Following the first trip to London Vintage TV Museum, the next installment in series moves focus to London’s infrastructure with a bus trip to Beckton sewage treatment works and Crossness via Thamesmead. These waste disposal and transport sites form the functional backbone of the city, interconnected by largely unseen subterranean systems, moving fluids, waste and data around in a constant, necessary flow.

The group will travel from Somerest House via mini-bus to Beckton, which marks the confluence of London’s northern and southern outfall sewers. The 260-acre site has been home to a treatment works for a century, and displays a rare array of different architectural tropes in its myriad buildings and structures. It also plays host to wildlife, a collection of Brutalist incinerators, a cylindrical pond, and all with an unexpectedly agrarian look to it.

The second part of trip explores Crossness, a now out-of-use Victorian sewage pumping station, fronted by ornate, almost church-like nineteenth century ironwork, a sunken void at the back hinting at its less attractive function. Crossness – adorned in ornate, richly painted ironwork – has been dubbed a ‘cathedral on the marsh’. It is both an expression of grand nineteenth-century ambition and a fundamentally utilitarian structure serving the most unglamorous necessities of a human population.

Between sites the group will stop briefly at two above-ground pumping stations, 1980s architectural commissions by Thames Water: the richly coloured, temple-like frontage of John Outram’s stormwater pumping station on the Isle of Dogs, and Richard Rogers’ pumping station at Royal Victoria Dock.

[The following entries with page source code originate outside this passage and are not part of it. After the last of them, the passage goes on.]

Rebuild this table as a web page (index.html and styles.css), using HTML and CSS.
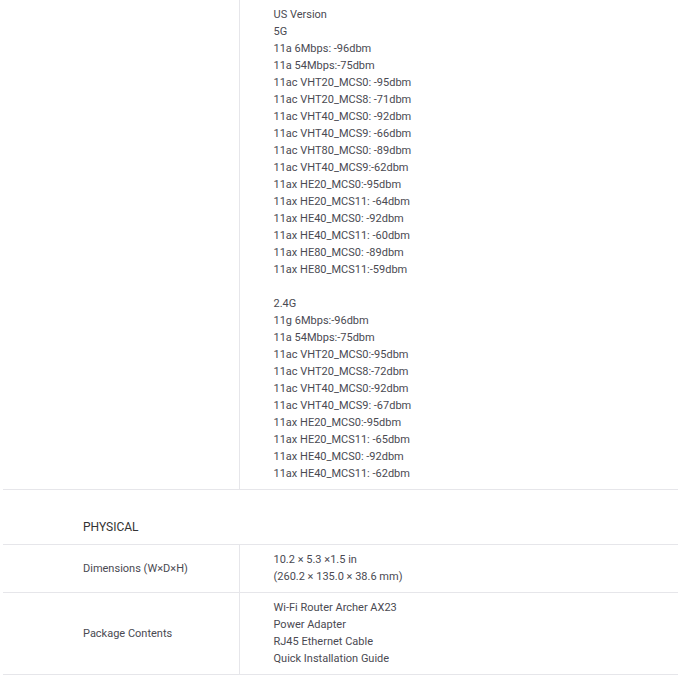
FILE: index.html
```html
<!DOCTYPE html>
<html lang="en">
<head>
  <meta charset="UTF-8">
  <title>Archer AX23 Specifications</title>
  <link rel="stylesheet" href="styles.css">
</head>
<body>

  <div class="specs">
    <table class="spec-table">
      <tr>
        <th class="label"></th>
        <td class="value">
          US Version<br>
          5G<br>
          11a 6Mbps: -96dbm<br>
          11a 54Mbps:-75dbm<br>
          11ac VHT20_MCS0: -95dbm<br>
          11ac VHT20_MCS8: -71dbm<br>
          11ac VHT40_MCS0: -92dbm<br>
          11ac VHT40_MCS9: -66dbm<br>
          11ac VHT80_MCS0: -89dbm<br>
          11ac VHT40_MCS9:-62dbm<br>
          11ax HE20_MCS0:-95dbm<br>
          11ax HE20_MCS11: -64dbm<br>
          11ax HE40_MCS0: -92dbm<br>
          11ax HE40_MCS11: -60dbm<br>
          11ax HE80_MCS0: -89dbm<br>
          11ax HE80_MCS11:-59dbm<br>
          <br>
          2.4G<br>
          11g 6Mbps:-96dbm<br>
          11a 54Mbps:-75dbm<br>
          11ac VHT20_MCS0:-95dbm<br>
          11ac VHT20_MCS8:-72dbm<br>
          11ac VHT40_MCS0:-92dbm<br>
          11ac VHT40_MCS9: -67dbm<br>
          11ax HE20_MCS0:-95dbm<br>
          11ax HE20_MCS11: -65dbm<br>
          11ax HE40_MCS0: -92dbm<br>
          11ax HE40_MCS11: -62dbm
        </td>
      </tr>
    </table>

    <h3 class="section-title">PHYSICAL</h3>

    <table class="spec-table">
      <tr>
        <th class="label">Dimensions (W×D×H)</th>
        <td class="value">
          10.2 × 5.3 ×1.5 in<br>
          (260.2 × 135.0 × 38.6 mm)
        </td>
      </tr>
      <tr>
        <th class="label">Package Contents</th>
        <td class="value">
          Wi-Fi Router Archer AX23<br>
          Power Adapter<br>
          RJ45 Ethernet Cable<br>
          Quick Installation Guide
        </td>
      </tr>
    </table>
  </div>

</body>
</html>
```

FILE: styles.css
```css
body {
  margin: 0;
  background: #fff;
  font-family: Roboto, "Liberation Sans", sans-serif;
  color: #4a4a52;
}

.specs {
  margin: 0 1px 0 3px;
}

.spec-table {
  width: 100%;
  border-collapse: collapse;
  font-size: 11px;
  line-height: 17px;
}

.spec-table tr {
  border-bottom: 1px solid #e6e6ea;
}

.spec-table .label {
  width: 236px;
  padding: 6px 0 7px 80px;
  box-sizing: border-box;
  border-right: 1px solid #e6e6ea;
  text-align: left;
  font-weight: normal;
  vertical-align: middle;
}

.spec-table .value {
  padding: 6px 0 7px 34px;
  vertical-align: top;
}

.section-title {
  margin: 0;
  padding: 28px 0 8px 80px;
  font-size: 12px;
  line-height: 18px;
  font-weight: normal;
  color: #333;
  border-bottom: 1px solid #e6e6ea;
}
```
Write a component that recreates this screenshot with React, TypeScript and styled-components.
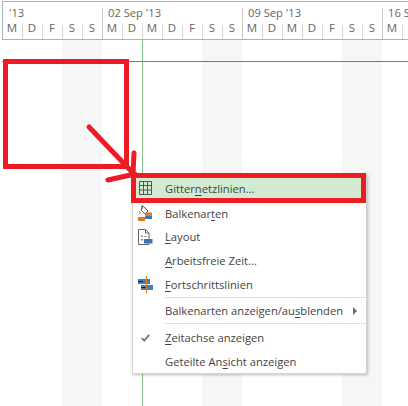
import React from "react";
import styled, { createGlobalStyle } from "styled-components";

const Global = createGlobalStyle`
  html, body { margin: 0; padding: 0; background: #fff; }
  #root { width: 408px; height: 406px; overflow: hidden; }
`;
const Page = styled.div`
  position: relative;
  width: 408px;
  height: 406px;
  overflow: hidden;
  background: #fff;
  font-family: "Open Sans", "Noto Sans", sans-serif;
`;
const Chart = styled.div`
  display: flex;
  flex-direction: column;
  height: 405px;
  margin: 1px 0 0 2px;
  border-top: 1px solid #b1b1b1;
  border-left: 1px solid #b1b1b1;
`;
const Timescale = styled.div`
  display: flex;
  height: 37px;
  flex: none;
  border-bottom: 1px solid #b1b1b1;
`;
const Week = styled.div<{ $cols: number; $first?: boolean }>`
  position: relative;
  flex: none;
  width: ${(p) => p.$cols * 20}px;
  margin-left: ${(p) => (p.$first ? -1 : 0)}px;
  display: flex;
  flex-direction: column;
`;
const WeekLabel = styled.div<{ $first?: boolean }>`
  height: 18px;
  padding: 3px 0 0 ${(p) => (p.$first ? 7 : 6)}px;
  box-sizing: border-box;
  font-size: 11.2px;
  line-height: 15px;
  color: #666;
  white-space: nowrap;
`;
const WeekTick = styled.span`
  position: absolute;
  left: 0;
  top: 6px;
  bottom: 0;
  width: 1px;
  background: #c8c8c8;
`;
const Days = styled.div`
  display: flex;
  flex: 1;
`;
const Day = styled.div`
  position: relative;
  width: 20px;
  text-align: center;
  font-size: 11.5px;
  line-height: 16px;
  color: #666;
  &:not(:first-child)::before {
    content: "";
    position: absolute;
    left: 0;
    top: 5px;
    bottom: 0;
    width: 1px;
    background: #d6d6d6;
  }
`;
const Body = styled.div`
  position: relative;
  flex: 1;
  display: flex;
  margin-left: -1px;
`;
const Column = styled.div<{ $weekend?: boolean }>`
  flex: none;
  width: 20px;
  background: ${(p) => (p.$weekend ? "#f6f6f6" : "#fff")};
`;
const TaskLine = styled.div`
  position: absolute;
  left: 0;
  right: 0;
  top: 21px;
  height: 1px;
  background: #7a7a7a;
`;
const Today = styled.div`
  position: absolute;
  left: 140px;
  top: 0;
  bottom: 0;
  width: 1px;
  background: #86c288;
`;
const Menu = styled.div`
  position: absolute;
  left: 132px;
  top: 174px;
  width: 235px;
  height: 200px;
  box-sizing: border-box;
  padding: 3px 0 0;
  background: #fff;
  border: 1px solid #d4d4d4;
  box-shadow: 1px 1px 3px rgba(0, 0, 0, 0.25);
  display: flex;
  flex-direction: column;
`;
const Item = styled.div<{ $active?: boolean; $h?: number; $gapAfter?: number }>`
  display: flex;
  align-items: center;
  flex: none;
  height: ${(p) => p.$h ?? 24}px;
  margin-bottom: ${(p) => p.$gapAfter ?? 0}px;
  background: ${(p) => (p.$active ? "#d0ebcf" : "transparent")};
  font-size: 11.2px;
  color: #444;
  white-space: nowrap;
`;
const IconCell = styled.span`
  flex: none;
  width: 25px;
  margin-right: 7px;
  height: 100%;
  display: flex;
  align-items: center;
  justify-content: center;
`;
const Text = styled.span`
  flex: 1;
  u { text-underline-offset: 2px; text-decoration-thickness: 1px; }
`;
const Chevron = styled.span`
  width: 0;
  height: 0;
  margin-right: 9px;
  border-left: 4px solid #6a6a6a;
  border-top: 4px solid transparent;
  border-bottom: 4px solid transparent;
`;
const Separator = styled.div`
  flex: none;
  height: 1px;
  margin: 1px 0 1px 31px;
  background: #e0e0e4;
`;
const Frame = styled.div<{ $l: number; $t: number; $w: number; $h: number }>`
  position: absolute;
  left: ${(p) => p.$l}px;
  top: ${(p) => p.$t}px;
  width: ${(p) => p.$w}px;
  height: ${(p) => p.$h}px;
  box-sizing: border-box;
  border: 5px solid #ed1c24;
  pointer-events: none;
`;
const Overlay = styled.svg`
  position: absolute;
  left: 0;
  top: 0;
  pointer-events: none;
`;

const weeks = [
  { label: "'13", days: ["M", "D", "F", "S", "S"], first: true },
  { label: "02 Sep '13", days: ["M", "D", "M", "D", "F", "S", "S"] },
  { label: "09 Sep '13", days: ["M", "D", "M", "D", "F", "S", "S"] },
  { label: "16 Sep '13", days: ["M", "D"] },
];

const weekend = Array.from({ length: 20 }, (_, i) => (i + 2) % 7 === 5 || (i + 2) % 7 === 6);
weekend[3] = true;
weekend[4] = true;

const GridIcon = () => (
  <svg width="13" height="14" viewBox="0 0 13 14" fill="none" stroke="#555" strokeWidth="1">
    <path d="M.5.5h12v13H.5zM.5 4.5h12M.5 9h12M4.5.5v13M8.5.5v13" />
  </svg>
);
const BarStylesIcon = () => (
  <svg width="15" height="18" viewBox="0 0 15 18">
    <path d="M5 2l5 5-3 3-4-4z" fill="#fff" stroke="#555" />
    <path d="M4 1v4" stroke="#555" />
    <path d="M1 7.5h1.6v2.5H1z" fill="#e9a21c" />
    <rect x="0" y="13" width="7" height="4" fill="#e07b26" />
    <rect x="7" y="8.5" width="7" height="3" fill="#e07b26" />
    <rect x="7" y="11.5" width="7" height="3.5" fill="#3f74ad" />
  </svg>
);
const LayoutIcon = () => (
  <svg width="15" height="16" viewBox="0 0 15 16">
    <path d="M.5.5h7l3.5 3.5v11.5H.5z" fill="#fff" stroke="#666" />
    <path d="M7.5.5v3.5H11" fill="none" stroke="#666" />
    <path d="M3 6.5h2V8H3zM3 10h2v1.5H3z" fill="#888" />
    <path d="M6 7.5h3" stroke="#999" />
    <rect x="6" y="10" width="8.5" height="4.5" fill="#3f74ad" />
  </svg>
);
const ProgressIcon = () => (
  <svg width="16" height="17" viewBox="0 0 16 17">
    <rect x="0" y="3" width="12" height="5" fill="#3f7fbf" />
    <rect x="3" y="9" width="12" height="5" fill="#3f7fbf" />
    <path d="M0 5.5h5" stroke="#222" />
    <path d="M3 11.5h5" stroke="#222" />
    <path d="M8.5 0v17" stroke="#e07b26" strokeWidth="1.2" />
  </svg>
);
const CheckIcon = () => (
  <svg width="9" height="8" viewBox="0 0 9 8" fill="none" stroke="#777" strokeWidth="1.8">
    <path d="M.8 4l2.4 2.6L8.2.8" />
  </svg>
);

export default function App() {
  return (
    <Page>
      <Global />
      <Chart>
        <Timescale>
          {weeks.map((w) => (
            <Week key={w.label} $cols={w.days.length} $first={w.first}>
              {!w.first && <WeekTick />}
              <WeekLabel $first={w.first}>{w.label}</WeekLabel>
              <Days>
                {w.days.map((d, i) => (
                  <Day key={i}>{d}</Day>
                ))}
              </Days>
            </Week>
          ))}
        </Timescale>
        <Body>
          {weekend.map((we, i) => (
            <Column key={i} $weekend={we} />
          ))}
          <TaskLine />
          <Today />
        </Body>
      </Chart>
      <Menu>
        <Item $active $h={20} $gapAfter={3}>
          <IconCell><GridIcon /></IconCell>
          <Text>Gitter<u>n</u>etzlinien...</Text>
        </Item>
        <Item>
          <IconCell><BarStylesIcon /></IconCell>
          <Text>Balkenar<u>t</u>en</Text>
        </Item>
        <Item $h={23}>
          <IconCell><LayoutIcon /></IconCell>
          <Text><u>L</u>ayout</Text>
        </Item>
        <Item $h={25}>
          <IconCell />
          <Text><u>A</u>rbeitsfreie Zeit...</Text>
        </Item>
        <Item $h={23}>
          <IconCell><ProgressIcon /></IconCell>
          <Text><u>F</u>ortschrittslinien</Text>
        </Item>
        <Separator />
        <Item $h={23}>
          <IconCell />
          <Text>Balkenarten anzeigen/au<u>s</u>blenden</Text>
          <Chevron />
        </Item>
        <Separator />
        <Item $h={25}>
          <IconCell><CheckIcon /></IconCell>
          <Text><u>Z</u>eitachse anzeigen</Text>
        </Item>
        <Item $h={23}>
          <IconCell />
          <Text>Geteilte An<u>s</u>icht anzeigen</Text>
        </Item>
      </Menu>
      <Frame $l={3} $t={59} $w={126} $h={110} />
      <Frame $l={131} $t={173} $w={235} $h={30} />
      <Overlay width="408" height="406" viewBox="0 0 408 406" fill="none" stroke="#ed1c24" strokeWidth="5" strokeLinecap="round">
        <path d="M89 127L133 173M134 153L133 175M108 180L135 174" />
      </Overlay>
    </Page>
  );
}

These structures, designed by pre-eminent architects: acting as houses for huge utilitarian machines. Taken together, we may find surprising echoes in these sites’ adornment of our utilities through the ages, and will have a chance to consider the possibility of the architectural containment of infrastructural sites as a genre in itself.

The Anabasis Tours website serves as a record of the trips, to which attendees will be invited to add images, text and other contributions. This open-ended process is intended to form a starting point for new modes of exchange.